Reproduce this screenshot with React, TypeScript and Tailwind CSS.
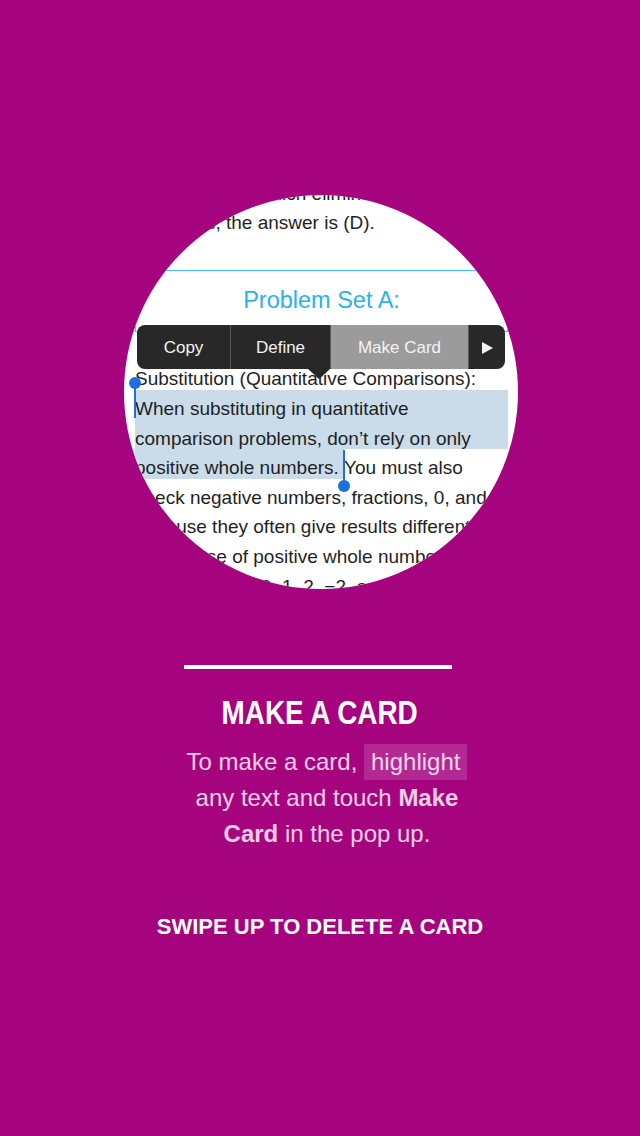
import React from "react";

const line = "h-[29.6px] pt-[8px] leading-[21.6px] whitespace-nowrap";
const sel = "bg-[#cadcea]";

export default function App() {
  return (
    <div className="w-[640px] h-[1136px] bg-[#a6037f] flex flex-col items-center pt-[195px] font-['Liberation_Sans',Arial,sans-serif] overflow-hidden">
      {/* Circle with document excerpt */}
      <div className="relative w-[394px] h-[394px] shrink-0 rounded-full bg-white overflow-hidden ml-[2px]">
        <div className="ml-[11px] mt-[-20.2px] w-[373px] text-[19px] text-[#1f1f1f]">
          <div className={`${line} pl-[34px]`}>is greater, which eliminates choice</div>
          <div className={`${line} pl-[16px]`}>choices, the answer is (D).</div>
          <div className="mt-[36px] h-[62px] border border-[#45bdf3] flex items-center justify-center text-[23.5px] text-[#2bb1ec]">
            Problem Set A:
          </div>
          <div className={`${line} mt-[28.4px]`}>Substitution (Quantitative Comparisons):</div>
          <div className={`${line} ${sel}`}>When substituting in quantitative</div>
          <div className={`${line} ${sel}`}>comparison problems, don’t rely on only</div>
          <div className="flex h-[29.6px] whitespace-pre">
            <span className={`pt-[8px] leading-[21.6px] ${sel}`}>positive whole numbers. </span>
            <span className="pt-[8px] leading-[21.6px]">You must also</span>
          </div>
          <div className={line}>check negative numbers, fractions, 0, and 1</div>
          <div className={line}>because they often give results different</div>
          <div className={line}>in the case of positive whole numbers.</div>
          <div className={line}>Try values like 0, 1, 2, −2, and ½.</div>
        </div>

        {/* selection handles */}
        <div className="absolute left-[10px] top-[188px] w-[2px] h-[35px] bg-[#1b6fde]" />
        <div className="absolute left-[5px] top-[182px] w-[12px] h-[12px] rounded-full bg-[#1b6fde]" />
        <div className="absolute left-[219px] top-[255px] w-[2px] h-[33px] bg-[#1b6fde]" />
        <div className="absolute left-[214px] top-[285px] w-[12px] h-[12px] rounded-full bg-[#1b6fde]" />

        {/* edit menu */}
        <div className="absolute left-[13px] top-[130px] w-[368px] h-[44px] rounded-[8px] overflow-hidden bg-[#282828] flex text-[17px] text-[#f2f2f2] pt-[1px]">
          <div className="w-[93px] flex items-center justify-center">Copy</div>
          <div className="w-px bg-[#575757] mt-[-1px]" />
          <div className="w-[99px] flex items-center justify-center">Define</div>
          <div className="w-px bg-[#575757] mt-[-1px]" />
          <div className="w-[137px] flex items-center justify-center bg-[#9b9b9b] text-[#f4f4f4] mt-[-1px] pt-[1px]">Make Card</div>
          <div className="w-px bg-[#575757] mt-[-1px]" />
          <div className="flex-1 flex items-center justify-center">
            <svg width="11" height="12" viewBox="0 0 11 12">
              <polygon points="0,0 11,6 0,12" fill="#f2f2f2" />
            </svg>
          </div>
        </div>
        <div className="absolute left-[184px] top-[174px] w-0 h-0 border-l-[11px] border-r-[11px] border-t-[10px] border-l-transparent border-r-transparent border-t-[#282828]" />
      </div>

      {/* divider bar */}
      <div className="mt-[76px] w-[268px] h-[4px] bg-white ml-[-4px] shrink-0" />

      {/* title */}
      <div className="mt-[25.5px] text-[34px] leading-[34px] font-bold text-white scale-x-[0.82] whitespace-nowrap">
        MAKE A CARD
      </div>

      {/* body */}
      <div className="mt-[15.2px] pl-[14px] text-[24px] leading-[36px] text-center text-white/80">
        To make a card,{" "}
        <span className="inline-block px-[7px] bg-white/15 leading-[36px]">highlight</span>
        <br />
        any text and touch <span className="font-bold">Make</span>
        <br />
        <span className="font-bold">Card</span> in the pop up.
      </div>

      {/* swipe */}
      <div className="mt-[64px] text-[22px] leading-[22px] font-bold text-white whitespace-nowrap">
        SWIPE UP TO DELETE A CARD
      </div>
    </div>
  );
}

★ ★ ★ ★ ★

Exercise goal> All the lines above are to be given again exactly as they read, with the pictures removed.

Result of the task>
Reproduce this screenshot with React, TypeScript and Tailwind CSS.
import React from "react";

const line = "h-[29.6px] pt-[8px] leading-[21.6px] whitespace-nowrap";
const sel = "bg-[#cadcea]";

export default function App() {
  return (
    <div className="w-[640px] h-[1136px] bg-[#a6037f] flex flex-col items-center pt-[195px] font-['Liberation_Sans',Arial,sans-serif] overflow-hidden">
      {/* Circle with document excerpt */}
      <div className="relative w-[394px] h-[394px] shrink-0 rounded-full bg-white overflow-hidden ml-[2px]">
        <div className="ml-[11px] mt-[-20.2px] w-[373px] text-[19px] text-[#1f1f1f]">
          <div className={`${line} pl-[34px]`}>is greater, which eliminates choice</div>
          <div className={`${line} pl-[16px]`}>choices, the answer is (D).</div>
          <div className="mt-[36px] h-[62px] border border-[#45bdf3] flex items-center justify-center text-[23.5px] text-[#2bb1ec]">
            Problem Set A:
          </div>
          <div className={`${line} mt-[28.4px]`}>Substitution (Quantitative Comparisons):</div>
          <div className={`${line} ${sel}`}>When substituting in quantitative</div>
          <div className={`${line} ${sel}`}>comparison problems, don’t rely on only</div>
          <div className="flex h-[29.6px] whitespace-pre">
            <span className={`pt-[8px] leading-[21.6px] ${sel}`}>positive whole numbers. </span>
            <span className="pt-[8px] leading-[21.6px]">You must also</span>
          </div>
          <div className={line}>check negative numbers, fractions, 0, and 1</div>
          <div className={line}>because they often give results different</div>
          <div className={line}>in the case of positive whole numbers.</div>
          <div className={line}>Try values like 0, 1, 2, −2, and ½.</div>
        </div>

        {/* selection handles */}
        <div className="absolute left-[10px] top-[188px] w-[2px] h-[35px] bg-[#1b6fde]" />
        <div className="absolute left-[5px] top-[182px] w-[12px] h-[12px] rounded-full bg-[#1b6fde]" />
        <div className="absolute left-[219px] top-[255px] w-[2px] h-[33px] bg-[#1b6fde]" />
        <div className="absolute left-[214px] top-[285px] w-[12px] h-[12px] rounded-full bg-[#1b6fde]" />

        {/* edit menu */}
        <div className="absolute left-[13px] top-[130px] w-[368px] h-[44px] rounded-[8px] overflow-hidden bg-[#282828] flex text-[17px] text-[#f2f2f2] pt-[1px]">
          <div className="w-[93px] flex items-center justify-center">Copy</div>
          <div className="w-px bg-[#575757] mt-[-1px]" />
          <div className="w-[99px] flex items-center justify-center">Define</div>
          <div className="w-px bg-[#575757] mt-[-1px]" />
          <div className="w-[137px] flex items-center justify-center bg-[#9b9b9b] text-[#f4f4f4] mt-[-1px] pt-[1px]">Make Card</div>
          <div className="w-px bg-[#575757] mt-[-1px]" />
          <div className="flex-1 flex items-center justify-center">
            <svg width="11" height="12" viewBox="0 0 11 12">
              <polygon points="0,0 11,6 0,12" fill="#f2f2f2" />
            </svg>
          </div>
        </div>
        <div className="absolute left-[184px] top-[174px] w-0 h-0 border-l-[11px] border-r-[11px] border-t-[10px] border-l-transparent border-r-transparent border-t-[#282828]" />
      </div>

      {/* divider bar */}
      <div className="mt-[76px] w-[268px] h-[4px] bg-white ml-[-4px] shrink-0" />

      {/* title */}
      <div className="mt-[25.5px] text-[34px] leading-[34px] font-bold text-white scale-x-[0.82] whitespace-nowrap">
        MAKE A CARD
      </div>

      {/* body */}
      <div className="mt-[15.2px] pl-[14px] text-[24px] leading-[36px] text-center text-white/80">
        To make a card,{" "}
        <span className="inline-block px-[7px] bg-white/15 leading-[36px]">highlight</span>
        <br />
        any text and touch <span className="font-bold">Make</span>
        <br />
        <span className="font-bold">Card</span> in the pop up.
      </div>

      {/* swipe */}
      <div className="mt-[64px] text-[22px] leading-[22px] font-bold text-white whitespace-nowrap">
        SWIPE UP TO DELETE A CARD
      </div>
    </div>
  );
}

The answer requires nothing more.